潛江的日子,是跟著水網與季節“慢”下來的。
清晨,漢江邊的“漁碼頭”最熱鬧。漁船滿載而歸,銀鱗閃爍的魚蝦在竹筐里蹦跳,魚販的吆喝聲、顧客的討價聲、江鷗的鳴叫聲交織成曲。主婦們挑最新鮮的刁子魚、武昌魚,回家做“清蒸魚”“魚丸湯”,鮮得眉毛都要掉。
午后的“章華臺遺址”靜謐如睡。這座楚國離宮遺址,雖只剩斷壁殘垣,卻仍能想見當年“臺高十丈,廣十五里”的盛景。遺址旁的“楚風荷園”里,荷葉田田,荷花映日,偶有穿漢服的姑娘執扇漫步,恍若穿越回“楚腰蠐領纖腰白”的年代。
傍晚的“蝦街”則是另一番景象。潛陽中路兩旁,小龍蝦餐館的招牌連成一片,霓虹燈勾勒出蝦的輪廓,空氣里浮動著辣椒與花椒的辛香。我選了一家老店坐下,老板端來一盆“油燜大蝦”,紅亮的蝦殼裹著濃稠的醬汁,咬開蝦肉,鮮、甜、辣在舌尖炸開。“咱潛江人吃蝦,講究‘三步走’:先嘬殼,再吃肉,最后泡飯吃湯汁。”老板笑著說,“這蝦啊,吃的是熱鬧,品的是人情。”
水鄉的夜,是被月光與漁火浸軟的。我沿著東荊河散步,晚風送來稻田的清香與蝦塘的微腥,遠處傳來幾聲犬吠,近處是居民區飄出的飯香。河埠頭的洗衣婦人說:“潛江的好,不在高樓大廈,在水里有蝦,桌上有味,臺上有戲,心里有根。”

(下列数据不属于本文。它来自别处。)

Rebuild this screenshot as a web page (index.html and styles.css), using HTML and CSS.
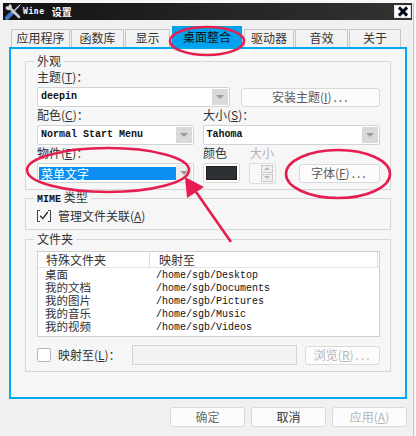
FILE: index.html
```html
<!DOCTYPE html>
<html lang="zh-CN">
<head>
<meta charset="utf-8">
<title>Wine 设置</title>
<link rel="stylesheet" href="styles.css">
</head>
<body>
<div class="window">
  <div class="titlebar">
    <svg class="app-icon" width="18" height="17" viewBox="0 0 18 17">
      <path d="M3 15 L8 10" stroke="#3f74c8" stroke-width="4" stroke-linecap="round"/>
      <path d="M8 10 L15 3" stroke="#b8bcc4" stroke-width="1.6"/>
      <path d="M15 3 L16.5 1.5" stroke="#e0e0e0" stroke-width="1"/>
      <path d="M6 5 L15 14" stroke="#c8ccd2" stroke-width="2.6" stroke-linecap="round"/>
      <path d="M1.5 4.5 A3.2 3.2 0 1 0 5.5 1 L4.3 3.6 L2.8 3 Z" fill="#d0d3d8"/>
    </svg>
    <span class="title"><span class="title-en">Wine</span><span class="title-cn">设置</span></span>
    <span class="close">
      <svg width="14" height="11" viewBox="0 0 14 11">
        <path d="M3 1.5 L11 9.5 M11 1.5 L3 9.5" stroke="#26457a" stroke-width="3.2"/>
        <path d="M3 1.5 L11 9.5 M11 1.5 L3 9.5" stroke="#000" stroke-width="2"/>
      </svg>
    </span>
  </div>

  <div class="client">
    <div class="tabs">
      <div class="tab t-app">应用程序</div>
      <div class="tab t-lib">函数库</div>
      <div class="tab t-disp">显示</div>
      <div class="tab active t-desk">桌面整合</div>
      <div class="tab t-drv">驱动器</div>
      <div class="tab t-snd">音效</div>
      <div class="tab t-about">关于</div>
    </div>

    <div class="page">
      <fieldset class="group appearance">
        <legend>外观</legend>
        <div class="lrow"><span>主题(<u>T</u>)：</span></div>
        <div class="crow">
          <div class="combo w-theme"><span class="mono">deepin</span><span class="drop"></span></div>
          <div class="btn w-install">安装主题(<u>I</u>)<span class="dots">...</span></div>
        </div>
        <div class="lrow">
          <span class="lcol">配色(<u>C</u>)：</span>
          <span>大小(<u>S</u>)：</span>
        </div>
        <div class="crow">
          <div class="combo w-left"><span class="mono">Normal Start Menu</span><span class="drop"></span></div>
          <div class="combo w-size"><span class="mono">Tahoma</span><span class="drop"></span></div>
        </div>
        <div class="lrow">
          <span class="lcol">物件(<u>E</u>)：</span>
          <span class="lcolor">颜色</span>
          <span class="disabled">大小</span>
        </div>
        <div class="crow">
          <div class="combo w-left item"><span class="selected">菜单文字</span><span class="drop light"></span></div>
          <div class="colorbtn"><div class="swatch"></div></div>
          <div class="spin">
            <div class="spin-btns"><span class="sb up"></span><span class="sb down"></span></div>
          </div>
          <div class="btn w-font">字体(<u>F</u>)<span class="dots">...</span></div>
        </div>
      </fieldset>

      <fieldset class="group mime">
        <legend><span class="mono legend-en">MIME</span> 类型</legend>
        <div class="checkrow">
          <svg class="bracket-check" width="14" height="12" viewBox="0 0 14 12">
            <path d="M3 0.5 H0.5 V11.5 H3" fill="none" stroke="#444" stroke-width="1"/>
            <path d="M11 0.5 H13.5 V11.5 H11" fill="none" stroke="#444" stroke-width="1"/>
            <path d="M3.2 5.8 L5.8 8.6 L10.8 2" fill="none" stroke="#222" stroke-width="1.3"/>
          </svg>
          <span>管理文件关联(<u>A</u>)</span>
        </div>
      </fieldset>

      <fieldset class="group folders">
        <legend>文件夹</legend>
        <div class="list">
          <div class="list-head">
            <span class="hcol h-name">特殊文件夹</span>
            <span class="hcol h-path">映射至</span>
          </div>
          <div class="list-row"><span class="c-name">桌面</span><span class="c-path mono-r">/home/sgb/Desktop</span></div>
          <div class="list-row"><span class="c-name">我的文档</span><span class="c-path mono-r">/home/sgb/Documents</span></div>
          <div class="list-row"><span class="c-name">我的图片</span><span class="c-path mono-r">/home/sgb/Pictures</span></div>
          <div class="list-row"><span class="c-name">我的音乐</span><span class="c-path mono-r">/home/sgb/Music</span></div>
          <div class="list-row"><span class="c-name">我的视频</span><span class="c-path mono-r">/home/sgb/Videos</span></div>
        </div>
        <div class="maprow">
          <span class="checkbox"></span>
          <span class="maplabel">映射至(<u>L</u>)：</span>
          <span class="field"></span>
          <div class="btn w-browse disabled">浏览(<u>R</u>)<span class="dots">...</span></div>
        </div>
      </fieldset>
    </div>

    <div class="dlg-buttons">
      <div class="btn dlg ok">确定</div>
      <div class="btn dlg cancel">取消</div>
      <div class="btn dlg disabled">应用(<u>A</u>)</div>
    </div>
  </div>

  <svg class="annotations" width="416" height="436" viewBox="0 0 416 436">
    <g fill="none" stroke="#e61e4f" stroke-width="2.6">
      <ellipse cx="207" cy="38" rx="37" ry="14"/>
      <ellipse cx="108" cy="167" rx="81" ry="22"/>
      <ellipse cx="338" cy="171" rx="52" ry="24"/>
      <path d="M231 239 L194 186"/>
    </g>
    <polygon points="185,174 187,195 204,184" fill="#e61e4f"/>
  </svg>
</div>
</body>
</html>
```

FILE: styles.css
```css
* { box-sizing: border-box; }

html, body { margin: 0; }

body {
  background: #f7f7f7;
  font-family: "Noto Sans CJK SC", "Noto Sans", sans-serif;
  font-size: 12px;
  line-height: 14px;
  color: #333;
}

u { text-decoration: underline; text-underline-offset: 1px; }

.window {
  position: relative;
  width: 414px;
  height: 435px;
  background: #f0f0f0;
  border-right: 1px solid #c4c4c4;
  border-bottom: 1px solid #c4c4c4;
}

/* title bar */
.titlebar {
  margin: 3px 1px 0 3px;
  height: 17px;
  background: linear-gradient(90deg, #111 0%, #222 45%, #323232 100%);
  display: flex;
  align-items: center;
  color: #fff;
}
.app-icon { margin-left: 1px; flex: none; }
.title { display: flex; align-items: center; margin-left: 1px; }
.title-en {
  font-family: "DejaVu Sans Mono", monospace;
  font-weight: bold;
  font-size: 8px;
  letter-spacing: 0.6px;
}
.title-cn { margin-left: 7px; font-size: 10px; font-weight: bold; }
.close {
  margin-left: auto;
  margin-right: 1px;
  width: 17px;
  height: 13px;
  background: #fff;
  border: 1px solid #e4e4e4;
  display: flex;
  align-items: center;
  justify-content: center;
}

/* client */
.client { padding: 6px 6px 0 9px; }

.tabs {
  display: flex;
  align-items: flex-end;
  height: 21px;
  padding-left: 2px;
  gap: 1px;
}
.tab {
  height: 18px;
  border: 1px solid #c6c6c6;
  border-bottom: none;
  background: #f2f2f2;
  text-align: center;
  line-height: 16px;
  color: #333;
  font-size: 12px;
}
.t-app { width: 59px; }
.t-lib { width: 53px; }
.t-disp { width: 45px; }
.t-desk { width: 70px; }
.t-drv { width: 50px; }
.t-snd { width: 53px; }
.t-about { width: 52px; }
.tab.active {
  height: 21px;
  background: #00a2ee;
  border-color: #00a2ee;
  color: #111;
  line-height: 20px;
  margin: 0 1px;
}

.page {
  height: 352px;
  border: 2px solid #00a9f4;
  padding: 5px 14px 0 14px;
  background: #f6f6f6;
}

/* group boxes */
fieldset.group {
  margin: 0;
  min-width: 0;
  border: 1px solid #d6d6d6;
  padding: 2px 10px 6px 11px;
}
fieldset.group legend {
  padding: 0 3px;
  margin-left: -3px;
  line-height: 14px;
  font-size: 12px;
  color: #333;
}
.legend-en { font-size: 10px; }

.lrow { display: flex; height: 14px; margin-top: 1px; }
.lrow:first-of-type { margin-top: 0; }
.crow { display: flex; align-items: center; height: 20px; margin-top: 3px; }
.lcol { width: 166px; }
.lcolor { width: 47px; }
.disabled { color: #b4b4b4; }

.mono {
  font-family: "Liberation Mono", monospace;
  font-size: 10px;
  font-weight: bold;
  color: #111;
}
.mono-r {
  font-family: "Liberation Mono", monospace;
  font-size: 10px;
  color: #111;
}

.combo {
  height: 20px;
  background: #fff;
  border: 1px solid #d3d3d3;
  border-radius: 2px;
  display: flex;
  align-items: center;
  padding-left: 3px;
}
.w-theme { width: 194px; margin-right: 11px; }
.w-left { width: 157px; margin-right: 9px; }
.w-size { width: 178px; }
.drop {
  margin-left: auto;
  align-self: stretch;
  margin-top: 1px;
  margin-bottom: 1px;
  margin-right: 1px;
  width: 16px;
  background: #d9d9d9;
  display: flex;
  align-items: center;
  justify-content: center;
}
.drop::after {
  content: "";
  border-left: 4px solid transparent;
  border-right: 4px solid transparent;
  border-top: 4px solid #9a9a9a;
}
.drop.light { background: #ececec; }

.item { padding-left: 1px; }
.selected {
  width: 137px;
  height: 13px;
  background: #0c8ef2;
  color: #fff;
  line-height: 13px;
  padding-left: 2px;
}

.btn {
  height: 19px;
  background: #fcfcfc;
  border: 1px solid #d9d9d9;
  border-radius: 3px;
  display: flex;
  align-items: center;
  justify-content: center;
  color: #5a5a5a;
  font-size: 12px;
}
.dots { letter-spacing: 2px; margin-left: 2px; }
.btn.disabled { color: #b5b5b5; }
.w-install { width: 139px; }
.w-font { width: 82px; margin-left: 23px; }

.colorbtn {
  width: 37px;
  height: 20px;
  border: 1px solid #d6d6d6;
  border-radius: 3px;
  background: #fff;
  padding: 2px;
  margin-right: 9px;
}
.swatch {
  height: 100%;
  background: #2d3135;
  border: 1px solid #1c1c1c;
}

.spin {
  width: 27px;
  height: 21px;
  border: 1px solid #dcdcdc;
  border-radius: 2px;
  background: #f8f8f8;
  display: flex;
  justify-content: flex-end;
  padding: 1px 2px;
}
.spin-btns { width: 12px; display: flex; flex-direction: column; gap: 1px; }
.sb {
  flex: 1;
  border: 1px solid #c9c9c9;
  background: #efefef;
  display: flex;
  align-items: center;
  justify-content: center;
}
.sb.up::after {
  content: "";
  border-left: 3px solid transparent;
  border-right: 3px solid transparent;
  border-bottom: 3px solid #b8b8b8;
}
.sb.down::after {
  content: "";
  border-left: 3px solid transparent;
  border-right: 3px solid transparent;
  border-top: 3px solid #b8b8b8;
}

/* MIME group */
fieldset.mime { margin-top: 0; padding: 2px 10px 6px 11px; }
.checkrow { display: flex; align-items: center; height: 14px; gap: 7px; }
.bracket-check { flex: none; }

/* folders group */
fieldset.folders { margin-top: 2px; padding: 5px 10px 6px 11px; }
.list {
  height: 86px;
  border: 1px solid #d0d0d0;
  background: #fff;
}
.list-head {
  display: flex;
  height: 16px;
  border-bottom: 1px solid #e4e4e4;
}
.hcol { line-height: 15px; color: #333; border-right: 1px solid #dedede; }
.h-name { width: 112px; padding-left: 8px; }
.h-path { width: 228px; padding-left: 9px; }
.list-row { display: flex; height: 13px; line-height: 13px; }
.list-head + .list-row { margin-top: 1px; }
.c-name {
  width: 118px;
  padding-left: 7px;
  color: #333;
  font-family: "Liberation Serif", "Noto Sans CJK SC", serif;
  font-size: 11.5px;
}
.c-path { line-height: 13px; }

.maprow { display: flex; align-items: center; height: 20px; margin-top: 8px; }
.checkbox {
  width: 14px;
  height: 14px;
  border: 1px solid #b9b9b9;
  border-radius: 2px;
  background: #fff;
  margin-right: 7px;
}
.maplabel { width: 75px; }
.field {
  width: 166px;
  height: 20px;
  border: 1px solid #d4d4d4;
  background: #f3f3f3;
  margin-right: 8px;
}
.w-browse { width: 75px; }

/* dialog buttons */
.dlg-buttons {
  display: flex;
  justify-content: flex-end;
  gap: 6px;
  margin-top: 8px;
}
.btn.dlg { width: 75px; height: 20px; }
.btn.ok { color: #6e6e6e; }
.btn.cancel { color: #333; }

/* annotations drawn over the screenshot */
.annotations {
  position: absolute;
  left: 0;
  top: 0;
  pointer-events: none;
}
```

水,給了潛江靈動的筋骨;蝦,賦予了它鮮活的底氣;戲,鑄就了它深沉的魂魄。
潛江不是一座“快節奏”的城市,它像漢江的水,緩緩流淌,卻在歲月里沉淀出最濃的味道——那是蝦殼碰撞的脆響,是戲文里的悲歡離合,是水鄉人“靠水吃水、靠戲傳情”的智慧與熱望。
或許,這就是潛江最動人的模樣:它讓一只小龍蝦游成了百億產業,讓一位劇作家的筆觸照亮了中國話劇的天空,更讓每一個生活在水網里的人,都能在蝦香與戲韻中,嚼出日子的滾燙與綿長。